Pushing Back on Attacks on DEI
Flanagan and Walz pushed back against attacks on diversity and inclusion.
“If people say diversity, equity, and inclusion don’t belong here, they’re just wrong,” said Flanagan. “Because it is the power of our identity, it is the power of what people have lived through, what they have fought for, who had died for our liberation, who are willing to continue in that fight.”
“We’ve tried old white men for 250 years. This feels like progress up here for me,” Walz said. “I’ll be damned if we are going to be the nation we can be, that we’re going to erase the things that should have been done differently. If we’re going to erase the pain that went into it, if we’re not going to talk about John Lewis in our schools, I’ll be damned if that’s the way it’s going to be.”
Opal Lee and the Long Arc

Sen. Tina Smith told the story of Opal Lee, the “grandmother of Juneteenth,” who fought for decades to make the holiday federally recognized and whose family home was burned by white rioters on June 19, 1939. Smith closed with Lee’s lesson for the crowd.
“This is hardly a lesson that the strong community of Rondo needs to learn. It is a lesson that you teach,” said Smith.

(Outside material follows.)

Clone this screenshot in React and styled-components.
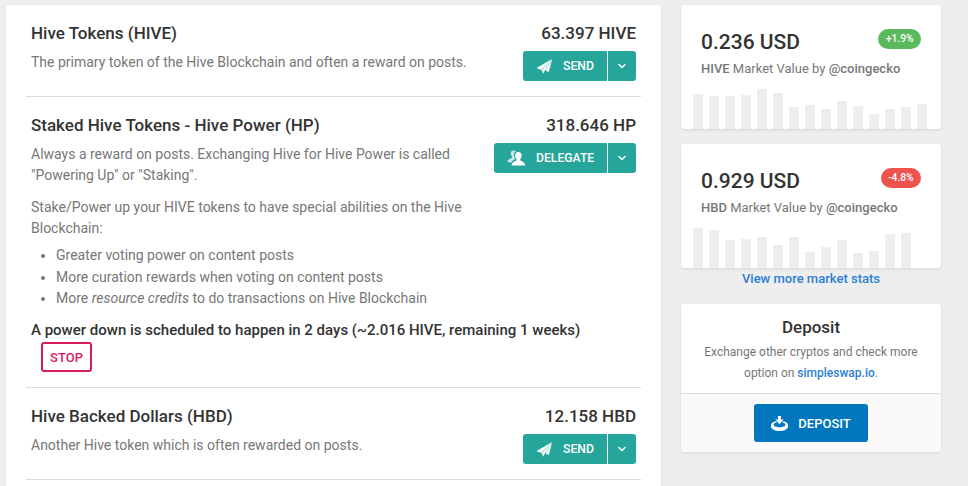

Reparations and the Nationwide Fight
The gathering came just days after Trump’s Justice Department moved to halt the nation’s first reparations program, which would have sent $25,000 in payments to Black residents in Evanston, Illinois, who suffered housing discrimination. The lawsuit highlights that Rondo’s fight to reconnect after the construction of I-94 is part of a nationwide battle over restorative justice.